=== TASK DETAILS ===
How many lines in the records below contain the word "that"? Give only the number.

________________

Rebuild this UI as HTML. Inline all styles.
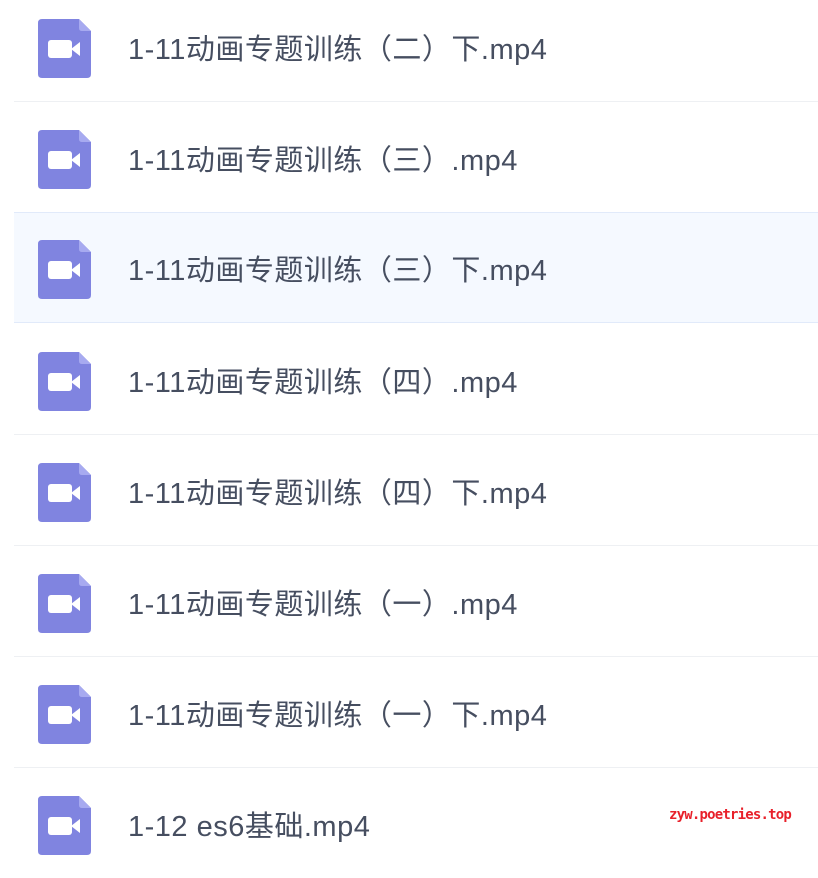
<!DOCTYPE html>
<html><head><meta charset="utf-8"><style>
body{margin:0;width:818px;height:852px;overflow:hidden;background:#fff;font-family:"Liberation Sans","Noto Sans CJK SC",sans-serif;position:relative}
.row{position:absolute;left:14px;width:804px;height:110px;border-bottom:1px solid #eef0f3}
.row.h{background:#f5f9ff;border-top:1px solid #e1eafa;border-bottom:1px solid #e1eafa;height:109px}
.ic{position:absolute;left:24px;top:28px;width:53px;height:59px}
.h .ic{top:27px}
.t{position:absolute;left:114px;top:41px;font-size:29px;letter-spacing:0.5px;color:#464e60;line-height:36px;white-space:nowrap}
.h .t{top:40px}
.wm{position:absolute;left:669px;top:807px;font-size:14px;font-weight:bold;color:#e8202a;font-family:"DejaVu Sans Mono",monospace;letter-spacing:-0.8px}
</style></head><body>
<div class="row" style="top:-9px"><svg class="ic" viewBox="0 0 53 59"><path d="M4 0H41L53 12V55Q53 59 49 59H4Q0 59 0 55V4Q0 0 4 0Z" fill="#8084e0"/><path d="M41 0L53 12H44Q41 12 41 9Z" fill="#a7aaf0"/><rect x="10" y="21" width="24" height="18" rx="3" fill="#fff"/><path d="M33 30L42 23V37Z" fill="#fff"/></svg><div class="t">1-11动画专题训练（二）下.mp4</div></div>
<div class="row" style="top:102px"><svg class="ic" viewBox="0 0 53 59"><path d="M4 0H41L53 12V55Q53 59 49 59H4Q0 59 0 55V4Q0 0 4 0Z" fill="#8084e0"/><path d="M41 0L53 12H44Q41 12 41 9Z" fill="#a7aaf0"/><rect x="10" y="21" width="24" height="18" rx="3" fill="#fff"/><path d="M33 30L42 23V37Z" fill="#fff"/></svg><div class="t">1-11动画专题训练（三）.mp4</div></div>
<div class="row h" style="top:212px"><svg class="ic" viewBox="0 0 53 59"><path d="M4 0H41L53 12V55Q53 59 49 59H4Q0 59 0 55V4Q0 0 4 0Z" fill="#8084e0"/><path d="M41 0L53 12H44Q41 12 41 9Z" fill="#a7aaf0"/><rect x="10" y="21" width="24" height="18" rx="3" fill="#fff"/><path d="M33 30L42 23V37Z" fill="#fff"/></svg><div class="t">1-11动画专题训练（三）下.mp4</div></div>
<div class="row" style="top:324px"><svg class="ic" viewBox="0 0 53 59"><path d="M4 0H41L53 12V55Q53 59 49 59H4Q0 59 0 55V4Q0 0 4 0Z" fill="#8084e0"/><path d="M41 0L53 12H44Q41 12 41 9Z" fill="#a7aaf0"/><rect x="10" y="21" width="24" height="18" rx="3" fill="#fff"/><path d="M33 30L42 23V37Z" fill="#fff"/></svg><div class="t">1-11动画专题训练（四）.mp4</div></div>
<div class="row" style="top:435px"><svg class="ic" viewBox="0 0 53 59"><path d="M4 0H41L53 12V55Q53 59 49 59H4Q0 59 0 55V4Q0 0 4 0Z" fill="#8084e0"/><path d="M41 0L53 12H44Q41 12 41 9Z" fill="#a7aaf0"/><rect x="10" y="21" width="24" height="18" rx="3" fill="#fff"/><path d="M33 30L42 23V37Z" fill="#fff"/></svg><div class="t">1-11动画专题训练（四）下.mp4</div></div>
<div class="row" style="top:546px"><svg class="ic" viewBox="0 0 53 59"><path d="M4 0H41L53 12V55Q53 59 49 59H4Q0 59 0 55V4Q0 0 4 0Z" fill="#8084e0"/><path d="M41 0L53 12H44Q41 12 41 9Z" fill="#a7aaf0"/><rect x="10" y="21" width="24" height="18" rx="3" fill="#fff"/><path d="M33 30L42 23V37Z" fill="#fff"/></svg><div class="t">1-11动画专题训练（一）.mp4</div></div>
<div class="row" style="top:657px"><svg class="ic" viewBox="0 0 53 59"><path d="M4 0H41L53 12V55Q53 59 49 59H4Q0 59 0 55V4Q0 0 4 0Z" fill="#8084e0"/><path d="M41 0L53 12H44Q41 12 41 9Z" fill="#a7aaf0"/><rect x="10" y="21" width="24" height="18" rx="3" fill="#fff"/><path d="M33 30L42 23V37Z" fill="#fff"/></svg><div class="t">1-11动画专题训练（一）下.mp4</div></div>
<div class="row" style="top:768px;border-bottom:none"><svg class="ic" viewBox="0 0 53 59"><path d="M4 0H41L53 12V55Q53 59 49 59H4Q0 59 0 55V4Q0 0 4 0Z" fill="#8084e0"/><path d="M41 0L53 12H44Q41 12 41 9Z" fill="#a7aaf0"/><rect x="10" y="21" width="24" height="18" rx="3" fill="#fff"/><path d="M33 30L42 23V37Z" fill="#fff"/></svg><div class="t">1-12 es6基础.mp4</div></div>
<div class="wm">zyw.poetries.top</div>
</body></html>
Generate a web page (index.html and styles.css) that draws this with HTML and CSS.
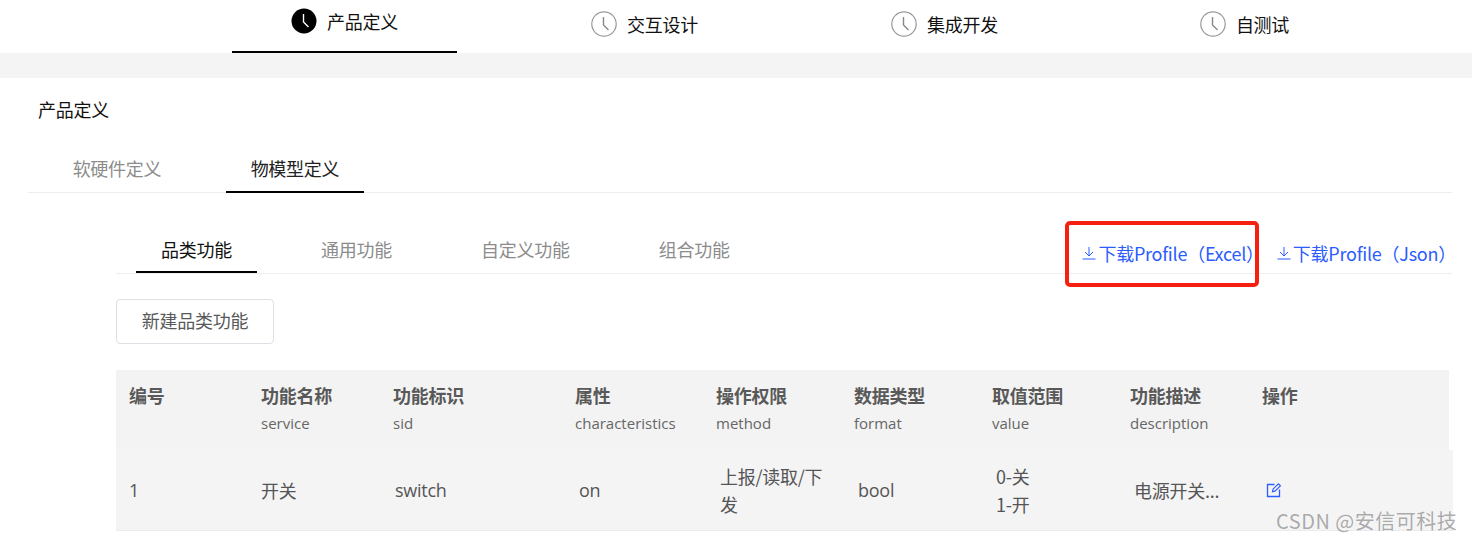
FILE: index.html
```html
<!DOCTYPE html>
<html lang="zh">
<head>
<meta charset="utf-8">
<title>产品定义</title>
<link rel="stylesheet" href="styles.css">
</head>
<body>
<nav class="steps">
  <div class="step step-active">
    <svg class="clock" viewBox="0 0 26 26"><circle cx="13" cy="13" r="12.5" fill="#000"/><path d="M12.5 6v8l5 5" fill="none" stroke="#fff" stroke-width="1.4"/></svg>
    <span>产品定义</span>
  </div>
  <div class="step">
    <svg class="clock" viewBox="0 0 26 26"><circle cx="13" cy="13" r="12.2" fill="#fff" stroke="#999" stroke-width="1.2"/><path d="M12.5 6v8l5 5" fill="none" stroke="#888" stroke-width="1.4"/></svg>
    <span>交互设计</span>
  </div>
  <div class="step">
    <svg class="clock" viewBox="0 0 26 26"><circle cx="13" cy="13" r="12.2" fill="#fff" stroke="#999" stroke-width="1.2"/><path d="M12.5 6v8l5 5" fill="none" stroke="#888" stroke-width="1.4"/></svg>
    <span>集成开发</span>
  </div>
  <div class="step">
    <svg class="clock" viewBox="0 0 26 26"><circle cx="13" cy="13" r="12.2" fill="#fff" stroke="#999" stroke-width="1.2"/><path d="M12.5 6v8l5 5" fill="none" stroke="#888" stroke-width="1.4"/></svg>
    <span>自测试</span>
  </div>
</nav>
<div class="band"></div>
<main class="page">
  <h1 class="title">产品定义</h1>
  <div class="tabs">
    <a class="tab">软硬件定义</a>
    <a class="tab tab-active">物模型定义</a>
  </div>
  <section class="content">
    <div class="subtabs">
      <a class="subtab subtab-active">品类功能</a>
      <a class="subtab">通用功能</a>
      <a class="subtab">自定义功能</a>
      <a class="subtab">组合功能</a>
      <div class="downloads">
        <a class="dl dl-marked">
          <svg class="dl-icon" viewBox="0 0 14 14"><path d="M7 1v8.5M3 6l4 4 4-4M0.5 13h13" fill="none" stroke="#2b5cff" stroke-width="1"/></svg>下载Profile（Excel）
          <span class="marker"></span>
        </a>
        <a class="dl">
          <svg class="dl-icon" viewBox="0 0 14 14"><path d="M7 1v8.5M3 6l4 4 4-4M0.5 13h13" fill="none" stroke="#2b5cff" stroke-width="1"/></svg>下载Profile（Json）
        </a>
      </div>
    </div>
    <button class="btn">新建品类功能</button>
    <div class="table">
      <div class="thead">
        <div class="th"><b>编号</b></div>
        <div class="th"><b>功能名称</b><small>service</small></div>
        <div class="th"><b>功能标识</b><small>sid</small></div>
        <div class="th"><b>属性</b><small>characteristics</small></div>
        <div class="th"><b>操作权限</b><small>method</small></div>
        <div class="th"><b>数据类型</b><small>format</small></div>
        <div class="th"><b>取值范围</b><small>value</small></div>
        <div class="th"><b>功能描述</b><small>description</small></div>
        <div class="th"><b>操作</b></div>
      </div>
      <div class="tr">
        <div class="td">1</div>
        <div class="td">开关</div>
        <div class="td td-sid">switch</div>
        <div class="td td-in">on</div>
        <div class="td td-in">上报/读取/下发</div>
        <div class="td td-in">bool</div>
        <div class="td td-in">0-关<br>1-开</div>
        <div class="td td-in">电源开关...</div>
        <div class="td td-in">
          <svg class="edit" viewBox="0 0 16 16"><path d="M8.5 2.5H1.5v12h12V7.5" fill="none" stroke="#2b5cff" stroke-width="1.3"/><path d="M6.5 9.8l.5-2.6 5.4-5.4 2 2-5.4 5.4z" fill="none" stroke="#2b5cff" stroke-width="1.2"/></svg>
        </div>
      </div>
    </div>
  </section>
</main>
<div class="watermark">CSDN @安信可科技</div>
</body>
</html>
```
FILE: styles.css
```css
* { box-sizing: border-box; }
html, body { margin: 0; padding: 0; }
body {
  height: 540px;
  overflow: hidden;
  background: #fff;
  color: #000;
  font-family: "Noto Sans CJK SC", "Open Sans", sans-serif;
  font-size: 18px;
  letter-spacing: -0.25px;
  position: relative;
}
.steps {
  display: flex;
  gap: 75px;
  height: 53px;
  padding-left: 232px;
}
.step {
  width: 225px;
  height: 53px;
  display: flex;
  justify-content: center;
  align-items: flex-start;
  gap: 10px;
  padding-top: 11px;
  line-height: 26px;
  color: #111;
}
.step-active {
  padding-top: 8px;
  border-bottom: 2px solid #000;
}
.clock { width: 26px; height: 26px; flex: none; }
.band { height: 25px; background: #f4f4f4; }
.page { padding: 0 20px 0 28px; }
.title {
  margin: 0;
  padding: 18px 0 0 10px;
  font-size: 18px;
  font-weight: 400;
  line-height: 26px;
  color: #111;
}
.tabs {
  display: flex;
  margin-top: 28px;
  height: 43px;
  border-bottom: 1px solid #eee;
  padding-left: 20px;
  gap: 40px;
}
.tab {
  width: 138px;
  height: 43px;
  text-align: center;
  line-height: 26px;
  padding-top: 5px;
  color: #8c8c8c;
}
.tab-active {
  color: #222;
  border-bottom: 2px solid #000;
}
.content { padding-left: 88px; }
.subtabs {
  display: flex;
  height: 81px;
  border-bottom: 1px solid #eee;
  padding: 28px 0 0 20px;
}
.subtab {
  height: 52px;
  padding: 15px 25px 0;
  margin-right: 39px;
  text-align: center;
  line-height: 26px;
  color: #8c8c8c;
}
.subtab-active {
  color: #111;
  border-bottom: 2px solid #000;
}
.downloads {
  margin-left: auto;
  margin-right: -4px;
  margin-top: 19px;
  display: flex;
  gap: 13px;
  height: 26px;
}
.dl {
  position: relative;
  display: flex;
  align-items: center;
  height: 26px;
  line-height: 26px;
  color: #2b5cff;
  white-space: nowrap;
}
.dl-icon { width: 14px; height: 14px; margin-right: 2px; flex: none; }
.marker {
  position: absolute;
  left: -17px;
  top: -19px;
  width: 194px;
  height: 66px;
  border: 4px solid #f5200f;
  border-radius: 5px;
}
.btn {
  display: block;
  margin-top: 25px;
  width: 158px;
  height: 45px;
  background: #fff;
  border: 1px solid #dedee4;
  border-radius: 4px;
  font: inherit;
  letter-spacing: inherit;
  color: #595959;
  padding: 0 0 3px;
}
.table { margin-top: 26px; width: 1333px; }
.thead, .tr {
  display: grid;
  grid-template-columns: 132px 132px 182px 141px 138px 138px 138px 132px 1fr;
  background: #f3f3f3;
}
.thead { height: 80px; padding-top: 12px; }
.tr {
  height: 81px;
  width: 1337px;
  align-items: center;
  background: #f4f4f5;
  border-bottom: 1px solid #ececf0;
}
.th { padding-left: 13px; color: #595959; }
.th b {
  display: block;
  font-weight: 700;
  font-size: 18px;
  line-height: 26px;
}
.th small {
  display: block;
  margin-top: 3px;
  font-size: 15px;
  line-height: 24px;
  letter-spacing: 0;
  color: #666;
  font-family: "Open Sans", "Noto Sans CJK SC", sans-serif;
}
.td {
  padding-left: 13px;
  padding-right: 10px;
  line-height: 28px;
  color: #555;
  font-size: 18px;
}
.td-in { padding-left: 17px; }
.td-sid { padding-left: 15px; }
.td:nth-child(3), .td:nth-child(4), .td:nth-child(6), .td:first-child { font-family: "Open Sans", "Noto Sans CJK SC", sans-serif; }
.edit { width: 16px; height: 16px; display: block; }
.watermark {
  position: absolute;
  left: 1276px;
  top: 507px;
  font-size: 20px;
  letter-spacing: 0.5px;
  line-height: 28px;
  color: rgba(120, 120, 120, .6);
  white-space: nowrap;
}
```
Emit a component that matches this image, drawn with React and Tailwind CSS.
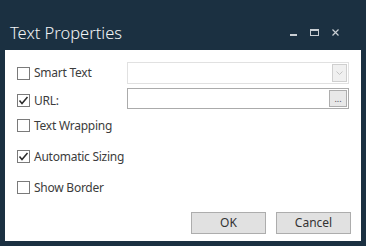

________________

=== SOLUTION TO THE EXERCISE ===
2